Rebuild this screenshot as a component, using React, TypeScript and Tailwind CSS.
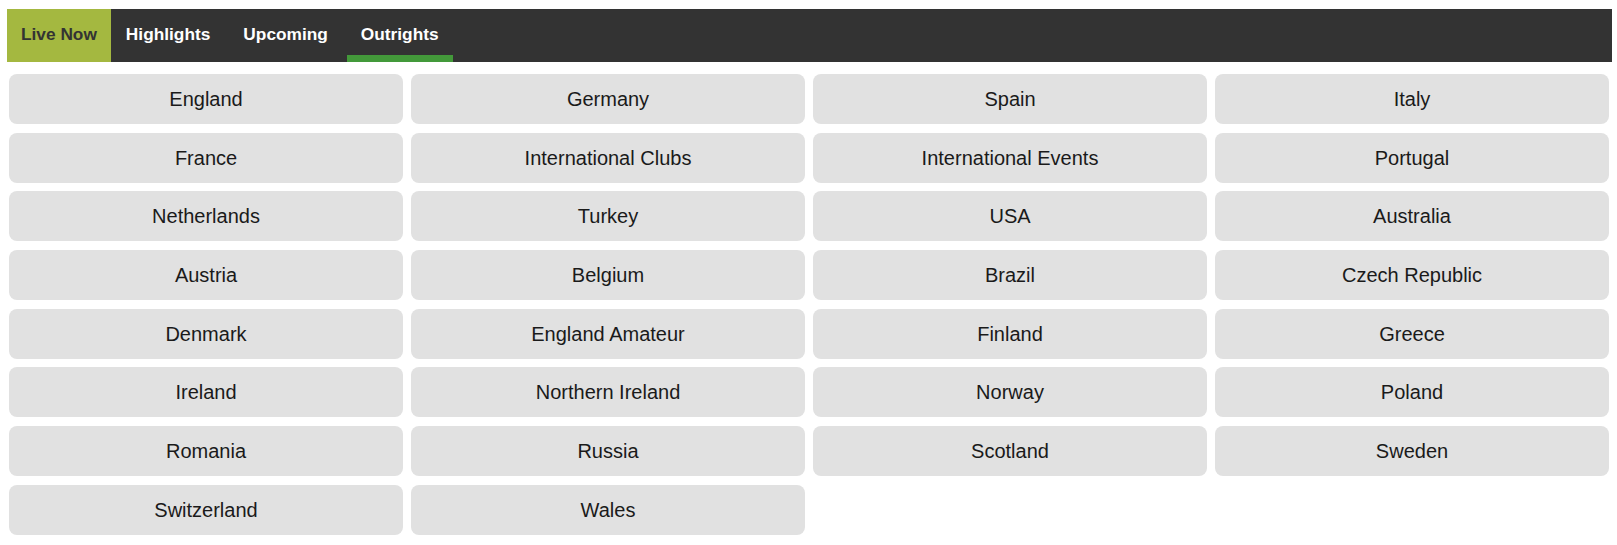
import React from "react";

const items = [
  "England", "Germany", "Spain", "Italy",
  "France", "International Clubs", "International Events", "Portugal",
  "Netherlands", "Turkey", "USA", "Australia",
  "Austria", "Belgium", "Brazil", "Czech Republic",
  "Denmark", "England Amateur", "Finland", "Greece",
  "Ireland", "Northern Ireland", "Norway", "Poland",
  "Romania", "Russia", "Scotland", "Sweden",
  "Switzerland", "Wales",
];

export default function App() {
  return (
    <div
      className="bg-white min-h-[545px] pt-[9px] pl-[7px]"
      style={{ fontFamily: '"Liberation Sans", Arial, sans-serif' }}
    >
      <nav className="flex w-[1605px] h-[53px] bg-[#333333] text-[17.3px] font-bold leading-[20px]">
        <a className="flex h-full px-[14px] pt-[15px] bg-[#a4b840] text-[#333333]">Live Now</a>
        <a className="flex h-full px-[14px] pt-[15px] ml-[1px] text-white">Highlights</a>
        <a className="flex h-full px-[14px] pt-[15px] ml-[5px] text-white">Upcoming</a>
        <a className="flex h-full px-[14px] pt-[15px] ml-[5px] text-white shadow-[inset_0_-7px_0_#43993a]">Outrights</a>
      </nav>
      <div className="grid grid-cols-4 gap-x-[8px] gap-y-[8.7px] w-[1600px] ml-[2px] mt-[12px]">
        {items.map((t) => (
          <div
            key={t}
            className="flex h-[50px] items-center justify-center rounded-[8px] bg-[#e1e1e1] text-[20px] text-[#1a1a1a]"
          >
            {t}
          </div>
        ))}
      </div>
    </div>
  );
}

-----

PROBLEM TO SOLVE - Transcribe each line above verbatim, with the pictures left out.

ANSWER IN FULL -
Rebuild this screenshot as a component, using React, TypeScript and Tailwind CSS.
import React from "react";

const items = [
  "England", "Germany", "Spain", "Italy",
  "France", "International Clubs", "International Events", "Portugal",
  "Netherlands", "Turkey", "USA", "Australia",
  "Austria", "Belgium", "Brazil", "Czech Republic",
  "Denmark", "England Amateur", "Finland", "Greece",
  "Ireland", "Northern Ireland", "Norway", "Poland",
  "Romania", "Russia", "Scotland", "Sweden",
  "Switzerland", "Wales",
];

export default function App() {
  return (
    <div
      className="bg-white min-h-[545px] pt-[9px] pl-[7px]"
      style={{ fontFamily: '"Liberation Sans", Arial, sans-serif' }}
    >
      <nav className="flex w-[1605px] h-[53px] bg-[#333333] text-[17.3px] font-bold leading-[20px]">
        <a className="flex h-full px-[14px] pt-[15px] bg-[#a4b840] text-[#333333]">Live Now</a>
        <a className="flex h-full px-[14px] pt-[15px] ml-[1px] text-white">Highlights</a>
        <a className="flex h-full px-[14px] pt-[15px] ml-[5px] text-white">Upcoming</a>
        <a className="flex h-full px-[14px] pt-[15px] ml-[5px] text-white shadow-[inset_0_-7px_0_#43993a]">Outrights</a>
      </nav>
      <div className="grid grid-cols-4 gap-x-[8px] gap-y-[8.7px] w-[1600px] ml-[2px] mt-[12px]">
        {items.map((t) => (
          <div
            key={t}
            className="flex h-[50px] items-center justify-center rounded-[8px] bg-[#e1e1e1] text-[20px] text-[#1a1a1a]"
          >
            {t}
          </div>
        ))}
      </div>
    </div>
  );
}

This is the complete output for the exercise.